There he went..and our lives changed. i couldn't hold back the tears when i got in the car and headed home...i couldn't believe this day was here. i still can't believe it. i wonder if he'll make friends, or if his teacher will spot his sweet and compassionate spirit...will it get nurtured there at all? what surrounds him in that classroom that we've protected him from the last 4 years? i found myself really having to surrender him (again) to my Father this morning...to his continued care, protection, provision. it's fair to say that there is a lot to look forward to with the schoolyear...however, i'm not looking forward to dealing with and "deprogramming" him from the world in the coming years...but what parent does right?

this naturally thrusted me into being reminded that our lives are in His hands...he holds them, blesses them and protects them.

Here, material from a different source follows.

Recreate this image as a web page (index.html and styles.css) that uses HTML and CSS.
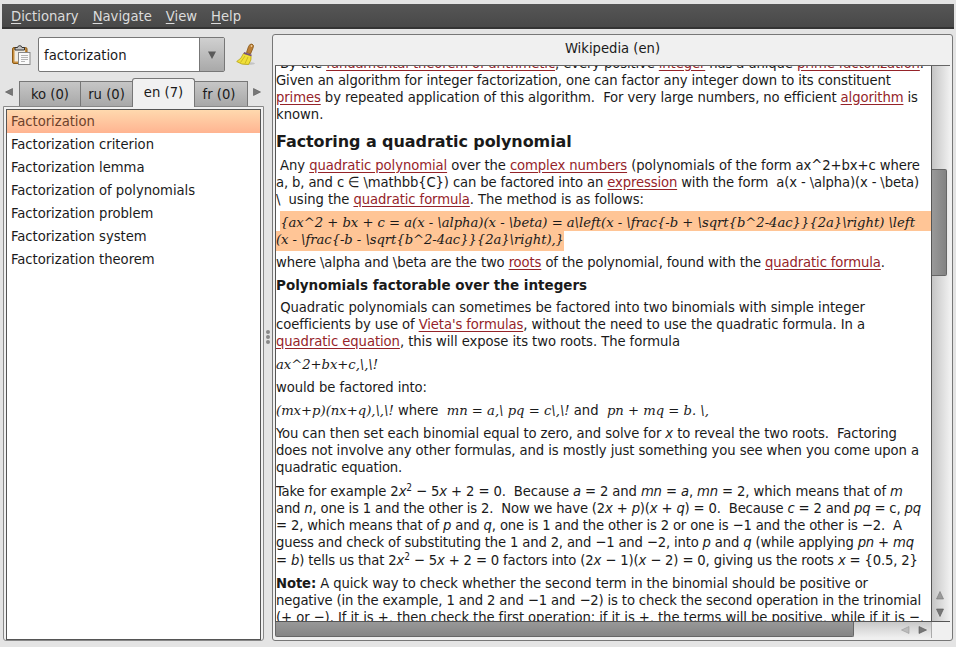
FILE: index.html
```html
<!DOCTYPE html>
<html lang="en">
<head>
<meta charset="utf-8">
<title>Dictionary</title>
<link rel="stylesheet" href="styles.css">
</head>
<body>
<nav class="menubar"><span><u>D</u>ictionary</span><span><u>N</u>avigate</span><span><u>V</u>iew</span><span><u>H</u>elp</span></nav>
<div class="main">
<aside class="side">
  <div class="search">
    <svg class="paste" width="19" height="21" viewBox="0 0 19 21"><rect x=".5" y="2.500" width="14.500" height="16" rx="1.500" fill="#c98f3d" stroke="#8c5b17"/><path d="M2.500 4.500h10.500v10l-3 2H2.500z" fill="#efece3"/><path d="M3 5V2.500h2.500a2.300 2.300 0 0 1 4.500 0H12.500V5z" fill="#c4c4c4" stroke="#333"/><rect x="6.500" y="7.500" width="11.500" height="12" fill="#fafafa" stroke="#888"/><path d="M9 10.500h7M9 12.500h7M9 14.500h7M9 16.500h4" stroke="#b4b4b4"/></svg>
    <div class="combo"><span class="entry">factorization</span><span class="drop"><svg width="8" height="8" viewBox="0 0 8 8"><path d="M0 .5h8L4 8z" fill="#5a5a5a"/></svg></span></div>
    <svg class="broom" width="20" height="24" viewBox="0 0 20 24"><ellipse cx="12" cy="20.500" rx="7" ry="1.500" fill="#c4c4c4"/><path d="M10.500 9.500 12.500 3.500Q13.500 .8 16 1 18.500 2 17 5L14.500 11z" fill="#bd7f35" stroke="#855515" stroke-width=".8"/><path d="M7.500 10.500Q5.500 16 .7 18.500 5 22 12.500 21.500 16 17 15 12.500z" fill="#f0df38" stroke="#b6a312" stroke-width=".8"/><path d="M9 13 4.500 19.500M12 14 9 20.500" stroke="#c2af1c" stroke-width=".8"/><path d="m7.800 9.800 7.700 2.700" stroke="#765179" stroke-width="1.800"/><circle cx="15.500" cy="3" r=".8" fill="#fff0cc"/></svg>
  </div>
  <div class="tabs">
    <svg class="arrow left" width="8" height="8" viewBox="0 0 8 8"><path d="M7.500 .5v7L.5 4z" fill="#777" stroke="#555" stroke-width=".6"/></svg>
    <span class="tab ko">ko (0)</span><span class="tab ru">ru (0)</span><span class="tab active">en (7)</span><span class="tab fr">fr (0)</span>
    <svg class="arrow right" width="8" height="8" viewBox="0 0 8 8"><path d="M.5 .5v7l7-3.500z" fill="#777" stroke="#555" stroke-width=".6"/></svg>
  </div>
  <div class="frame"><ul class="list"><li class="sel">Factorization</li><li>Factorization criterion</li><li>Factorization lemma</li><li>Factorization of polynomials</li><li>Factorization problem</li><li>Factorization system</li><li>Factorization theorem</li></ul></div>
</aside>
<div class="grip"><i></i><i></i><i></i></div>
<section class="panel">
  <header>Wikipedia (en)</header>
  <div class="view">
  <article class="doc">
<p class="first"><span class="ln" data-w="648"> By the <a>fundamental theorem of arithmetic</a>, every positive <a>integer</a> has a unique <a>prime factorization</a>.</span><span class="ln" data-w="615">Given an algorithm for integer factorization, one can factor any integer down to its constituent</span><span class="ln" data-w="642"><a>primes</a> by repeated application of this algorithm.  For very large numbers, no efficient <a>algorithm</a> is</span><span class="ln">known.</span></p>
<h2>Factoring a quadratic polynomial</h2>
<p><span class="ln" data-w="644"> Any <a>quadratic polynomial</a> over the <a>complex numbers</a> (polynomials of the form ax^2+bx+c where</span><span class="ln" data-w="643">a, b, and c ∈ \mathbb{C}) can be factored into an <a>expression</a> with the form  a(x - \alpha)(x - \beta)</span><span class="ln" data-w="368">\  using the <a>quadratic formula</a>. The method is as follows:</span></p>
<p class="marked"><span class="ln wide" data-w="639"> <em class="m">{ax^2 + bx + c = a(x - \alpha)(x - \beta) = a\left(x - \frac{-b + \sqrt{b^2-4ac}}{2a}\right) \left</em></span><span class="ln hl" data-w="288"><em class="m">(x - \frac{-b - \sqrt{b^2-4ac}}{2a}\right),}</em></span></p>
<p><span class="ln" data-w="609">where \alpha and \beta are the two <a>roots</a> of the polynomial, found with the <a>quadratic formula</a>.</span></p>
<h3>Polynomials factorable over the integers</h3>
<p><span class="ln" data-w="589"> Quadratic polynomials can sometimes be factored into two binomials with simple integer</span><span class="ln" data-w="589">coefficients by use of <a>Vieta's formulas</a>, without the need to use the quadratic formula. In a</span><span class="ln" data-w="404"><a>quadratic equation</a>, this will expose its two roots. The formula</span></p>
<p><span class="ln" data-w="102"><em class="m">ax^2+bx+c,\,\!</em></span></p>
<p><span class="ln" data-w="151">would be factored into:</span></p>
<p><span class="ln" data-w="433"><em class="m">(mx+p)(nx+q),\,\!</em> where  <em class="m">mn = a,\ pq = c\,\!</em> and  <em class="m">pn + mq = b. \,</em></span></p>
<p><span class="ln" data-w="621">You can then set each binomial equal to zero, and solve for <em>x</em> to reveal the two roots.  Factoring</span><span class="ln" data-w="643">does not involve any other formulas, and is mostly just something you see when you come upon a</span><span class="ln" data-w="126">quadratic equation.</span></p>
<p class="example"><span class="ln" data-w="627">Take for example 2<em>x</em><sup>2</sup> − 5<em>x</em> + 2 = 0.  Because <em>a</em> = 2 and <em>mn</em> = <em>a</em>, <em>mn</em> = 2, which means that of <em>m</em></span><span class="ln" data-w="645">and <em>n</em>, one is 1 and the other is 2.  Now we have (2<em>x</em> + <em>p</em>)(<em>x</em> + <em>q</em>) = 0.  Because <em>c</em> = 2 and <em>pq</em> = c, <em>pq</em></span><span class="ln" data-w="626">= 2, which means that of <em>p</em> and <em>q</em>, one is 1 and the other is 2 or one is −1 and the other is −2.  A</span><span class="ln" data-w="638">guess and check of substituting the 1 and 2, and −1 and −2, into <em>p</em> and <em>q</em> (while applying <em>pn</em> + <em>mq</em></span><span class="ln last" data-w="642">= <em>b</em>) tells us that 2<em>x</em><sup>2</sup> − 5<em>x</em> + 2 = 0 factors into (2<em>x</em> − 1)(<em>x</em> − 2) = 0, giving us the roots <em>x</em> = {0.5, 2}</span></p>
<p><span class="ln" data-w="592"><b>Note:</b> A quick way to check whether the second term in the binomial should be positive or</span><span class="ln" data-w="645">negative (in the example, 1 and 2 and −1 and −2) is to check the second operation in the trinomial</span><span class="ln" data-w="648">(+ or −). If it is +, then check the first operation: if it is +, the terms will be positive, while if it is −,</span></p>
  </article>
  <div class="vbar"><div class="vthumb"></div><svg class="varrows" width="8" height="26" viewBox="0 0 8 26"><path d="M4 .5 7.500 8h-7z" fill="#999" stroke="#777" stroke-width=".6"/><path d="M.5 18h7L4 25.500z" fill="#777" stroke="#555" stroke-width=".6"/></svg></div>
  </div>
  <div class="hbar"><div class="hthumb"></div><svg class="harrows" width="26" height="8" viewBox="0 0 26 8"><path d="M8 .5v7L.5 4z" fill="#bbb" stroke="#999" stroke-width=".6"/><path d="M18 .5v7L25.500 4z" fill="#777" stroke="#555" stroke-width=".6"/></svg></div>
</section>
</div>
<script src="fit.js"></script>
</body>
</html>
```
FILE: fit.js
```js
// Tracks each text line so that it fills its set measure.
document.querySelectorAll('.ln[data-w]').forEach(function (line) {
  var range = document.createRange();
  range.selectNodeContents(line);
  // Spacing switches ligatures off, so measure with it already on.
  line.style.letterSpacing = '0.001px';
  var extra = Number(line.dataset.w) - range.getBoundingClientRect().width;
  line.style.letterSpacing = (extra / line.textContent.length).toFixed(4) + 'px';
});
```
FILE: styles.css
```css
* { box-sizing: border-box; }
body { margin: 0; width: 956px; height: 647px; overflow: hidden; background: #e4e4e4; color: #1a1a1a; font: 14.67px/17px "DejaVu Sans Condensed", "DejaVu Sans", sans-serif; font-stretch: condensed; padding-top: 4px; }
svg { display: block; flex: none; }
.menubar { height: 25px; margin: 0 2px; padding: 0 9px; display: flex; gap: 14px; align-items: center; color: #dcdcdc; background: linear-gradient(#565656, #484848); border-bottom: 2px solid #333; }
.menubar u { text-underline-offset: 2px; }
.main { display: flex; height: 618px; }
.side { width: 264px; padding-left: 3px; flex: none; }
.search { display: flex; height: 49px; padding-top: 8px; }
.paste { margin: 8px 7px 0 9px; }
.combo { width: 187px; height: 35px; display: flex; border: 1px solid #777; border-radius: 2px; background: #fff; }
.entry { flex: 1; padding: 8px 5px; }
.drop { width: 25px; display: flex; align-items: center; justify-content: center; background: linear-gradient(#d0d0d0, #a9a9a9); border-left: 1px solid #777; }
.broom { margin: 6px 0 0 11px; }
.tabs { display: flex; height: 28px; align-items: flex-end; position: relative; z-index: 1; }
.arrow { align-self: flex-start; margin-top: 10px; }
.left { margin-left: 2px; margin-right: 6px; }
.right { margin-left: 5px; }
.tab { height: 25px; padding-top: 3px; text-align: center; border: 1px solid #777; border-bottom: 0; background: linear-gradient(#c6c6c6, #a8a8a8); }
.ko { width: 62px; }
.ru { width: 51px; border-left: 0; border-right: 0; }
.active { width: 63px; height: 29px; margin-bottom: -1px; padding-top: 4px; background: #f1f1f1; border-radius: 3px 3px 0 0; }
.fr { width: 53px; border-left: 0; padding-right: 4px; }
.frame { width: 261px; height: 535px; border: 1px solid #888; border-radius: 0 0 3px 3px; background: #f1f1f1; padding: 2px 2px 0; }
.list { height: 531px; margin: 0; padding: 0; list-style: none; background: #fff; border: 1px solid #555; }
.list li { height: 23px; padding: 2px 4px; letter-spacing: -.02px; }
.list .sel { color: #6d412b; background: linear-gradient(#ffd9ae, #ffb491); }
.grip { width: 8px; display: flex; flex-direction: column; gap: 1px; align-items: center; padding-top: 301px; }
.grip i { width: 4px; height: 4px; border-radius: 2px; background: #888; }
.panel { width: 681px; height: 607px; margin-top: 5px; border: 1px solid #777; border-radius: 3px; background: #f0f0f0; padding: 0 2px; }
.panel header { height: 30px; padding-top: 4px; text-align: center; }
.view { display: flex; height: 557px; border-top: 1px solid #666; border-bottom: 1px solid #555; }
.doc { width: 657px; border-left: 1px solid #555; border-right: 1px solid #555; background: #fff; overflow: hidden; flex: none; }
.ln { display: block; height: 17px; white-space: pre; }
.ln a { color: #952329; text-decoration: underline; text-underline-offset: 2px; }
p { margin: 0 0 6px; }
.first { margin-top: -12px; margin-bottom: 10px; }
h2, h3 { margin: 0; font-family: "DejaVu Sans"; font-stretch: normal; white-space: pre; }
h2 { font-size: 16px; line-height: 19px; margin-bottom: 5px; letter-spacing: -.08px; }
h3 { font-size: 13.5px; line-height: 17px; margin: 7px 0 4px; }
.m { font-family: "DejaVu Serif", serif; font-stretch: normal; font-size: 13.2px; }
.marked { margin: -2px 0 2px; }
.marked .ln { height: 20px; background: #ffc596; }
.marked .wide { margin-left: 4px; text-indent: -4px; line-height: 22px; }
.marked .hl { width: 288px; line-height: 16px; }
sup { font-size: 10px; line-height: 0; vertical-align: 5px; }
.example { margin-top: 7px; }
.example .last { height: 18px; line-height: 19px; }
.vbar { width: 19px; background: linear-gradient(90deg, #c5c5c5, #f0f0f0); padding-top: 103px; }
.vthumb { height: 107px; width: 15px; border: 1px solid #666; border-left: 0; border-radius: 0 2px 2px 0; background: linear-gradient(90deg, #999, #838383); }
.varrows { margin: 315px 0 0 4px; }
.hbar { width: 657px; height: 16px; display: flex; border-right: 1px solid #aaa; background: linear-gradient(#c8c8c8, #f0f0f0); }
.hthumb { width: 579px; height: 15px; border: 1px solid #666; border-top: 0; border-radius: 0 0 2px 2px; background: linear-gradient(#989898, #858585); }
.harrows { margin: 4px 0 0 47px; }
```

our lives seems to be in the season of change (again) with financial provision for our family...church plants often work on being funded financially for 3 years..with each year reducing in the amt (and i'm only expressing that so you don't think we're getting shafted :) unfortunately our body isn't in a position to yet help with a salary for ben, so he is looking to become bi-vocational. not ideal, not easy..not a lot of things...but i was reminded today in a text conversation with a friend after she commented that it didn't seem right. if we're serving God and walking in obedience, his blessing should be flowing, she said. and my first thought was I KNOW RIGHT??!!! and then God reminded me..he IS blessing, our bills are paid, our kids are clothed and we have food in our refrigerator. he's being faithful to the promise he has spoken...he is moving miraculously on our behalf to meet those needs and i'm so grateful! and his movement in that area reminds me and affirms in me that we ARE walking in obedience, because His hand is upon us. thank you God!

today has brought lots of change to our lives. this month has brought lots of change, but today, i too was reminded that my God is faithful..and just as i have walked in faith in my own journey, i now walk in that same faith with Dylan. i will pour my life into him, i will show him the face of Jesus and then i will trust my Father with Him.....yah...the tough part of parenting i think is just beginning....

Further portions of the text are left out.